**WHAT IS ASKED:**
Output each line exactly as it appears, skipping any embedded picture.

**DATA SHOWN:**
■ ■ ■ ■ ■

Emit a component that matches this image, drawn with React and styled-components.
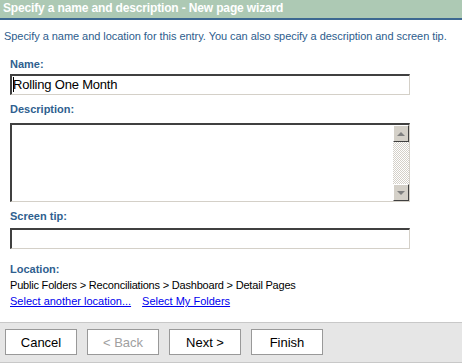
import React from "react";
import styled, { createGlobalStyle } from "styled-components";

const Global = createGlobalStyle`
  html, body {
    margin: 0;
    padding: 0;
    background: #ffffff;
  }
  body {
    font-family: Tahoma, "DejaVu Sans", "Liberation Sans", sans-serif;
  }
`;

const Page = styled.div`
  width: 462px;
  height: 364px;
  display: flex;
  flex-direction: column;
  overflow: hidden;
`;

const Header = styled.div`
  height: 18px;
  background: #adc9b4;
  border-bottom: 2px solid #3d6891;
  color: #ffffff;
  font-family: "Liberation Sans", sans-serif;
  font-weight: bold;
  font-size: 12px;
  line-height: 16px;
  letter-spacing: -0.15px;
  padding-left: 3px;
  white-space: nowrap;
`;

const Intro = styled.p`
  margin: 10px 0 0 4px;
  color: #2d5d8d;
  font-family: "Liberation Sans", sans-serif;
  font-size: 11px;
  line-height: 13px;
  letter-spacing: -0.05px;
  white-space: nowrap;
`;

const Body = styled.div`
  flex: 1;
  padding: 0 0 0 10px;
  display: flex;
  flex-direction: column;
`;

const Label = styled.div`
  color: #2f5f8f;
  font-family: "Liberation Sans", sans-serif;
  font-weight: bold;
  font-size: 11px;
  line-height: 13px;
  margin-top: ${(p) => p.$top}px;
  margin-bottom: ${(p) => p.$bottom ?? 3}px;
`;

const Input = styled.div`
  box-sizing: border-box;
  width: 400px;
  height: 21px;
  border-top: 2px solid #404040;
  border-left: 2px solid #404040;
  border-right: 1px solid #d4d0c8;
  border-bottom: 1px solid #d4d0c8;
  background: #ffffff;
  font-family: "Liberation Sans", sans-serif;
  font-size: 13px;
  line-height: 17px;
  letter-spacing: -0.2px;
  padding-left: 1px;
  color: #000;
  white-space: nowrap;
`;

const Caret = styled.span`
  display: inline-block;
  width: 1px;
  height: 15px;
  background: #000;
  vertical-align: -3px;
  margin-right: -1px;
`;

const Area = styled(Input)`
  height: 79px;
  display: flex;
  justify-content: flex-end;
  padding: 0;
`;

const Scroll = styled.div`
  width: 16px;
  display: flex;
  flex-direction: column;
`;

const Track = styled.div`
  flex: 1;
  background-color: #ffffff;
  background-image: repeating-conic-gradient(#d4d0c8 0 25%, #ffffff 0 50%);
  background-size: 2px 2px;
`;

const ArrowBtn = styled.div`
  box-sizing: border-box;
  height: 17px;
  background: #d4d0c8;
  border-top: 1px solid #ffffff;
  border-left: 1px solid #ffffff;
  border-right: 1px solid #404040;
  border-bottom: 1px solid #404040;
  display: flex;
  align-items: center;
  justify-content: center;
  &::after {
    content: "";
    width: 0;
    height: 0;
    border-left: 4px solid transparent;
    border-right: 4px solid transparent;
    ${(p) =>
      p.$down
        ? "border-top: 4px solid #808080;"
        : "border-bottom: 4px solid #808080;"}
  }
`;

const PathText = styled.div`
  font-family: "Liberation Sans", sans-serif;
  font-size: 11px;
  line-height: 14px;
  letter-spacing: -0.2px;
  color: #000;
  margin-top: 1px;
  white-space: nowrap;
`;

const Links = styled.div`
  display: flex;
  gap: 11px;
  margin-top: 2px;
`;

const Link = styled.a`
  font-family: "Liberation Sans", sans-serif;
  font-size: 11px;
  line-height: 14px;
  color: #0000ee;
  text-decoration: underline;
  white-space: nowrap;
`;

const Footer = styled.div`
  box-sizing: border-box;
  height: 41px;
  margin-bottom: 1px;
  background: #e6e6e6;
  border-top: 1px solid #c8c8c8;
  border-bottom: 1px solid #c8c8c8;
  display: flex;
  align-items: flex-start;
  gap: 10px;
  padding: 6px 0 0 5px;
`;

const Button = styled.div`
  box-sizing: border-box;
  width: 72px;
  height: 26px;
  background: #ffffff;
  border: 1px solid #999999;
  display: flex;
  align-items: center;
  justify-content: center;
  font-family: "Liberation Sans", sans-serif;
  font-size: 13px;
  color: ${(p) => (p.$disabled ? "#a0a0a0" : "#000000")};
`;

export default function App() {
  return (
    <Page>
      <Global />
      <Header>Specify a name and description - New page wizard</Header>
      <Intro>
        Specify a name and location for this entry. You can also specify a
        description and screen tip.
      </Intro>
      <Body>
        <Label $top={15}>Name:</Label>
        <Input>
          <Caret />
          Rolling One Month
        </Input>
        <Label $top={8} $bottom={7}>Description:</Label>
        <Area>
          <Scroll>
            <ArrowBtn />
            <Track />
            <ArrowBtn $down />
          </Scroll>
        </Area>
        <Label $top={8} $bottom={5}>Screen tip:</Label>
        <Input />
        <Label $top={14} $bottom={1}>Location:</Label>
        <PathText>
          Public Folders &gt; Reconciliations &gt; Dashboard &gt; Detail Pages
        </PathText>
        <Links>
          <Link href="#">Select another location...</Link>
          <Link href="#">Select My Folders</Link>
        </Links>
      </Body>
      <Footer>
        <Button>Cancel</Button>
        <Button $disabled>&lt; Back</Button>
        <Button>Next &gt;</Button>
        <Button>Finish</Button>
      </Footer>
    </Page>
  );
}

■ ■ ■ ■ ■

**REPLY TO THE EXERCISE:**
Emit a component that matches this image, drawn with React and styled-components.
import React from "react";
import styled, { createGlobalStyle } from "styled-components";

const Global = createGlobalStyle`
  html, body {
    margin: 0;
    padding: 0;
    background: #ffffff;
  }
  body {
    font-family: Tahoma, "DejaVu Sans", "Liberation Sans", sans-serif;
  }
`;

const Page = styled.div`
  width: 462px;
  height: 364px;
  display: flex;
  flex-direction: column;
  overflow: hidden;
`;

const Header = styled.div`
  height: 18px;
  background: #adc9b4;
  border-bottom: 2px solid #3d6891;
  color: #ffffff;
  font-family: "Liberation Sans", sans-serif;
  font-weight: bold;
  font-size: 12px;
  line-height: 16px;
  letter-spacing: -0.15px;
  padding-left: 3px;
  white-space: nowrap;
`;

const Intro = styled.p`
  margin: 10px 0 0 4px;
  color: #2d5d8d;
  font-family: "Liberation Sans", sans-serif;
  font-size: 11px;
  line-height: 13px;
  letter-spacing: -0.05px;
  white-space: nowrap;
`;

const Body = styled.div`
  flex: 1;
  padding: 0 0 0 10px;
  display: flex;
  flex-direction: column;
`;

const Label = styled.div`
  color: #2f5f8f;
  font-family: "Liberation Sans", sans-serif;
  font-weight: bold;
  font-size: 11px;
  line-height: 13px;
  margin-top: ${(p) => p.$top}px;
  margin-bottom: ${(p) => p.$bottom ?? 3}px;
`;

const Input = styled.div`
  box-sizing: border-box;
  width: 400px;
  height: 21px;
  border-top: 2px solid #404040;
  border-left: 2px solid #404040;
  border-right: 1px solid #d4d0c8;
  border-bottom: 1px solid #d4d0c8;
  background: #ffffff;
  font-family: "Liberation Sans", sans-serif;
  font-size: 13px;
  line-height: 17px;
  letter-spacing: -0.2px;
  padding-left: 1px;
  color: #000;
  white-space: nowrap;
`;

const Caret = styled.span`
  display: inline-block;
  width: 1px;
  height: 15px;
  background: #000;
  vertical-align: -3px;
  margin-right: -1px;
`;

const Area = styled(Input)`
  height: 79px;
  display: flex;
  justify-content: flex-end;
  padding: 0;
`;

const Scroll = styled.div`
  width: 16px;
  display: flex;
  flex-direction: column;
`;

const Track = styled.div`
  flex: 1;
  background-color: #ffffff;
  background-image: repeating-conic-gradient(#d4d0c8 0 25%, #ffffff 0 50%);
  background-size: 2px 2px;
`;

const ArrowBtn = styled.div`
  box-sizing: border-box;
  height: 17px;
  background: #d4d0c8;
  border-top: 1px solid #ffffff;
  border-left: 1px solid #ffffff;
  border-right: 1px solid #404040;
  border-bottom: 1px solid #404040;
  display: flex;
  align-items: center;
  justify-content: center;
  &::after {
    content: "";
    width: 0;
    height: 0;
    border-left: 4px solid transparent;
    border-right: 4px solid transparent;
    ${(p) =>
      p.$down
        ? "border-top: 4px solid #808080;"
        : "border-bottom: 4px solid #808080;"}
  }
`;

const PathText = styled.div`
  font-family: "Liberation Sans", sans-serif;
  font-size: 11px;
  line-height: 14px;
  letter-spacing: -0.2px;
  color: #000;
  margin-top: 1px;
  white-space: nowrap;
`;

const Links = styled.div`
  display: flex;
  gap: 11px;
  margin-top: 2px;
`;

const Link = styled.a`
  font-family: "Liberation Sans", sans-serif;
  font-size: 11px;
  line-height: 14px;
  color: #0000ee;
  text-decoration: underline;
  white-space: nowrap;
`;

const Footer = styled.div`
  box-sizing: border-box;
  height: 41px;
  margin-bottom: 1px;
  background: #e6e6e6;
  border-top: 1px solid #c8c8c8;
  border-bottom: 1px solid #c8c8c8;
  display: flex;
  align-items: flex-start;
  gap: 10px;
  padding: 6px 0 0 5px;
`;

const Button = styled.div`
  box-sizing: border-box;
  width: 72px;
  height: 26px;
  background: #ffffff;
  border: 1px solid #999999;
  display: flex;
  align-items: center;
  justify-content: center;
  font-family: "Liberation Sans", sans-serif;
  font-size: 13px;
  color: ${(p) => (p.$disabled ? "#a0a0a0" : "#000000")};
`;

export default function App() {
  return (
    <Page>
      <Global />
      <Header>Specify a name and description - New page wizard</Header>
      <Intro>
        Specify a name and location for this entry. You can also specify a
        description and screen tip.
      </Intro>
      <Body>
        <Label $top={15}>Name:</Label>
        <Input>
          <Caret />
          Rolling One Month
        </Input>
        <Label $top={8} $bottom={7}>Description:</Label>
        <Area>
          <Scroll>
            <ArrowBtn />
            <Track />
            <ArrowBtn $down />
          </Scroll>
        </Area>
        <Label $top={8} $bottom={5}>Screen tip:</Label>
        <Input />
        <Label $top={14} $bottom={1}>Location:</Label>
        <PathText>
          Public Folders &gt; Reconciliations &gt; Dashboard &gt; Detail Pages
        </PathText>
        <Links>
          <Link href="#">Select another location...</Link>
          <Link href="#">Select My Folders</Link>
        </Links>
      </Body>
      <Footer>
        <Button>Cancel</Button>
        <Button $disabled>&lt; Back</Button>
        <Button>Next &gt;</Button>
        <Button>Finish</Button>
      </Footer>
    </Page>
  );
}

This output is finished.